Edward Albee's paternal grandfather, Edward Franklin Albee, was a powerful American Vaudeville producer who made the family fortune as a partner in the Keith-Albee Orpheum Corporation which controlled over 700 theatres in the United States and Canada. As a result, yound Edward was exposed to theatre and famous Vaudeville personalities throughout his early childhood.
Edward Albee's The Zoo Story was originally produced on September 28, 1959, at the Schiller Theatre Werkstatt in Berlin, Germany, where it shared the bill with Samuel Beckett's Krapp's Last Tape. After this successful German production, The Zoo Story debuted off-Broadway at the Provincetown Theatre in New York on January 14, 1960. On October 9, 1968, The Zoo Story finally made its Broadway debut at the Billy Rose Theatre where it once again shared the bill with Krapp's Last Tape. One of Edward Albee's most popular plays, The Zoo Story tells the tale of a drifter who acts out his own murder in Central Park with the unwitting aid of an upper-middle-class editor.
Edward Albee's Seascape (1974) features two sea creatures named Leslie and Sarah who are contemplating a move from the ocean depths to life on dry land. When the two creatures come ashore to scout out their potential new home, they meet Charlie and Nancy, two humans, for whom existence has grown flat and boring, who may hold the answers to the secrets of the upper world. Seascape won Albee his second Pulitzer Prize.
In 1963, Edward Albee adapted Carson McCullers' novella, The Ballad of the Sad Cafe, for the stage. The play opened to mixed reviews at the Martin Beck Theatre on October 30, 1963, and ran for only 123 performances.

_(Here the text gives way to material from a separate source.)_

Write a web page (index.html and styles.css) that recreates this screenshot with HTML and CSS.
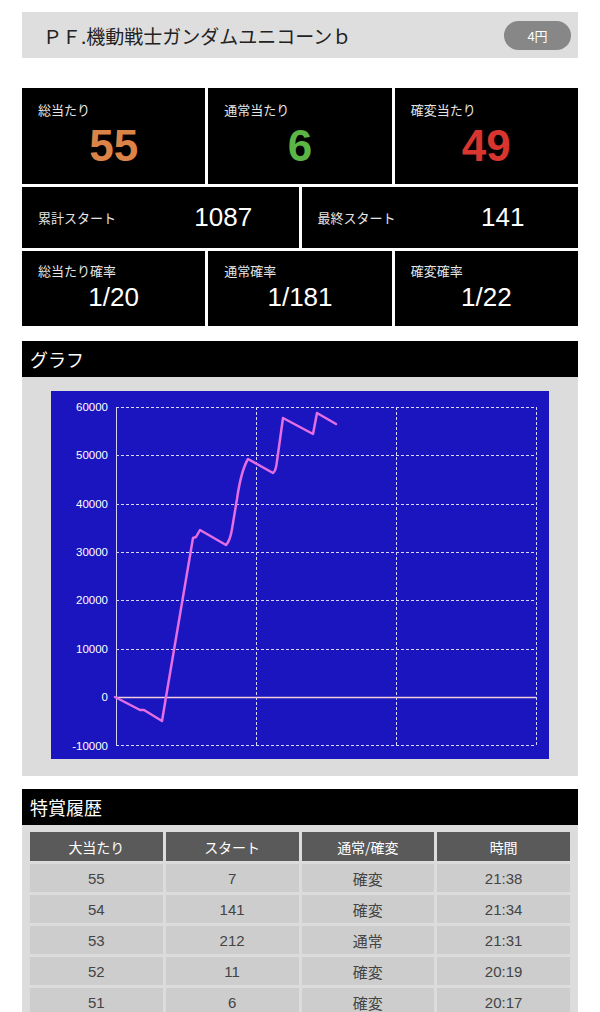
FILE: index.html
```html
<!DOCTYPE html>
<html lang="ja">
<head>
    <meta charset="UTF-8">
    <meta name="viewport" content="width=device-width, initial-scale=1.0">
    <title>データ</title>
    <link rel="stylesheet" href="styles.css">
</head>
<body>
    <div class="page">
        <div class="title-bar">
            <span class="title">ＰＦ.機動戦士ガンダムユニコーンｂ</span>
            <span class="rate">4円</span>
        </div>

        <div class="stats">
            <div class="stat-row three">
                <div class="stat big">
                    <div class="label">総当たり</div>
                    <div class="num orange">55</div>
                </div>
                <div class="stat big">
                    <div class="label">通常当たり</div>
                    <div class="num green">6</div>
                </div>
                <div class="stat big">
                    <div class="label">確変当たり</div>
                    <div class="num red">49</div>
                </div>
            </div>
            <div class="stat-row two">
                <div class="stat inline">
                    <div class="label">累計スタート</div>
                    <div class="val">1087</div>
                </div>
                <div class="stat inline">
                    <div class="label">最終スタート</div>
                    <div class="val">141</div>
                </div>
            </div>
            <div class="stat-row three">
                <div class="stat prob">
                    <div class="label">総当たり確率</div>
                    <div class="val">1/20</div>
                </div>
                <div class="stat prob">
                    <div class="label">通常確率</div>
                    <div class="val">1/181</div>
                </div>
                <div class="stat prob">
                    <div class="label">確変確率</div>
                    <div class="val">1/22</div>
                </div>
            </div>
        </div>

        <section class="block">
            <h2 class="sec-head">グラフ</h2>
            <div class="graph-body">
                <svg class="chart" width="498" height="368" viewBox="0 0 498 368">
                    <rect x="0" y="0" width="498" height="368" fill="#1a15bf"/>
                    <!-- 横の目盛り線 -->
                    <g stroke="#d8d8ff" stroke-width="1" stroke-dasharray="3 2" fill="none">
                        <line x1="65" y1="16.5" x2="485" y2="16.5"/>
                        <line x1="65" y1="64.5" x2="485" y2="64.5"/>
                        <line x1="65" y1="113.5" x2="485" y2="113.5"/>
                        <line x1="65" y1="161.5" x2="485" y2="161.5"/>
                        <line x1="65" y1="209.5" x2="485" y2="209.5"/>
                        <line x1="65" y1="258.5" x2="485" y2="258.5"/>
                        <line x1="65" y1="354.5" x2="485" y2="354.5"/>
                        <line x1="205.5" y1="16" x2="205.5" y2="355"/>
                        <line x1="345.5" y1="16" x2="345.5" y2="355"/>
                        <line x1="485.5" y1="16" x2="485.5" y2="355"/>
                    </g>
                    <line x1="65.5" y1="16" x2="65.5" y2="355" stroke="#d0d0f0" stroke-width="1"/>
                    <line x1="65" y1="306.5" x2="485" y2="306.5" stroke="#f2cfd8" stroke-width="1.5"/>
                    <g fill="#ffffff" font-size="11.5" text-anchor="end" font-family="Liberation Sans, Arial, sans-serif">
                        <text x="57" y="20">60000</text>
                        <text x="57" y="68">50000</text>
                        <text x="57" y="117">40000</text>
                        <text x="57" y="165">30000</text>
                        <text x="57" y="213">20000</text>
                        <text x="57" y="262">10000</text>
                        <text x="57" y="310">0</text>
                        <text x="57" y="359">-10000</text>
                    </g>
                    <path fill="none" stroke="#e46ee2" stroke-width="2.5" stroke-linejoin="round" stroke-linecap="round"
                        d="M64,306 L89,319 L93,319 L111,330 L115,306 L142,147 L145,146 L149,139 L175,154 Q179,150 181,138 L186,108 Q190,80 197,68 L222,82 Q225,80 226,70 L232,27 L262,43 L266,22 L285,33"/>
                </svg>
            </div>
        </section>

        <section class="block history-block">
            <h2 class="sec-head">特賞履歴</h2>
            <div class="history-body">
                <table class="history">
                    <thead>
                        <tr><th>大当たり</th><th>スタート</th><th>通常/確変</th><th>時間</th></tr>
                    </thead>
                    <tbody>
                        <tr><td>55</td><td>7</td><td>確変</td><td>21:38</td></tr>
                        <tr><td>54</td><td>141</td><td>確変</td><td>21:34</td></tr>
                        <tr><td>53</td><td>212</td><td>通常</td><td>21:31</td></tr>
                        <tr><td>52</td><td>11</td><td>確変</td><td>20:19</td></tr>
                        <tr><td>51</td><td>6</td><td>確変</td><td>20:17</td></tr>
                    </tbody>
                </table>
            </div>
        </section>
    </div>
</body>
</html>
```

FILE: styles.css
```css
body {
    margin: 0;
    background: #fff;
    font-family: "Liberation Sans", "Noto Sans CJK JP", sans-serif;
}
.page {
    padding: 12px 22px 0;
}
.title-bar {
    height: 46px;
    background: #dedede;
    display: flex;
    align-items: center;
    justify-content: space-between;
    padding: 0 7px 0 21px;
}
.title {
    font-family: "Noto Sans CJK JP", sans-serif;
    font-size: 19px;
    color: #222;
}
.rate {
    width: 67px;
    height: 29px;
    border-radius: 15px;
    background: #878787;
    color: #fff;
    font-size: 13px;
    display: flex;
    align-items: center;
    justify-content: center;
}

/* 集計 */
.stats {
    margin-top: 30px;
    display: flex;
    flex-direction: column;
    gap: 3px;
}
.stat-row {
    display: grid;
    gap: 3px;
}
.stat-row.three {
    grid-template-columns: 1fr 1fr 1fr;
}
.stat-row.two {
    grid-template-columns: 1fr 1fr;
    height: 61px;
}
.stat {
    background: #000;
    color: #fff;
}
.label {
    font-family: "Noto Sans CJK JP", sans-serif;
    font-size: 13px;
    line-height: 16px;
    color: #e6e6e6;
}
.stat.big {
    height: 96px;
    padding: 14px 0 0 16px;
    box-sizing: border-box;
}
.num {
    font-size: 44px;
    font-weight: bold;
    line-height: 44px;
    text-align: center;
    margin: 6px 0 0 -16px;
}
.orange { color: #dc8447; }
.green { color: #5bb646; }
.red { color: #d8352f; }

.stat.inline {
    display: flex;
    align-items: center;
    padding-left: 16px;
}
.stat.inline .label {
    flex: 0 0 110px;
}
.stat.inline .val {
    flex: 1;
    text-align: center;
}
.val {
    font-size: 26px;
    color: #fff;
}
.stat.prob {
    height: 75px;
    padding: 12px 0 0 16px;
    box-sizing: border-box;
}
.stat.prob .val {
    line-height: 32px;
    text-align: center;
    margin: 2px 0 0 -16px;
}

/* セクション */
.block {
    margin-top: 15px;
}
.history-block {
    margin-top: 13px;
}
.sec-head {
    margin: 0;
    height: 36px;
    line-height: 36px;
    background: #000;
    color: #fff;
    font-family: "Noto Sans CJK JP", sans-serif;
    font-weight: normal;
    font-size: 18px;
    padding-left: 8px;
}
.graph-body {
    background: #dcdcdc;
    padding: 14px 29px 17px;
}
.chart {
    display: block;
}
.history-body {
    background: #dcdcdc;
    padding: 4px 5px 10px;
}
.history {
    width: 100%;
    border-spacing: 3px;
    table-layout: fixed;
}
.history th {
    background: #5a5a5a;
    color: #fff;
    font-family: "Noto Sans CJK JP", sans-serif;
    font-weight: normal;
    font-size: 14px;
    height: 29px;
    padding: 0;
}
.history td {
    background: #cdcdcd;
    color: #444;
    font-size: 15px;
    text-align: center;
    height: 28px;
    padding: 0;
}
```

Edward Albee's Pulitzer Prize winning play, A Delicate Balance, was made into a movie in 1973 starring Katharine Hepburn, Paul Scofield, Lee Remick, Kate Reid, Joseph Cotten, and Betsy Blair. Part of the American Film Theater series, conceived in the 1970s by producer Ely Landau, A Delicate Balance was intended to be shown theatrically just like a play, with tickets sold in advance. The film depicts Hepburn and Scofield as an old married couple who would prefer not to be bothered with visitors. Of course, they find themselves repeatedly confronted with unexpected guests, and each time their "delicate balance" is threatens to unravel.
Edward Albee won Pulitzer Prizes for A Delicate Balance (1967), Seascape (1975), and Three Tall Women (1994). There was no Pulitzer Prize awarded for the 1962-63 season when Who's Afraid of Virginia Woolf?, arguably Albee's greatest play, debuted on Broadway. Two members of the Pulitzer Prize committee resigned that year, protesting the fact that Albee's play had been overlooked.
Arthur Hill and Uta Hagen played George and Martha in the original Broadway production of Edward Albee's Who's Afraid of Virginia Woolf? which opened at the Billy Rose Theatre in New York on October 13, 1962. The critically acclaimed production enjoyed a run of 664 performances and earned both Hill and Hagen Tony Awards for their performances.
The Goat, or Who is Sylvia? earned Edward Albee a Tony Award for "Best Play" in 2002. He had previously won the same award for Who's Afraid of Virginia Woolf? (1963). He was also awarded a Special Tony Award for Lifetime Achievement in 2005. The Goat, or Who is Sylvia? examines a love affair between an upstanding middle-aged man named Martin and, well ... a goat.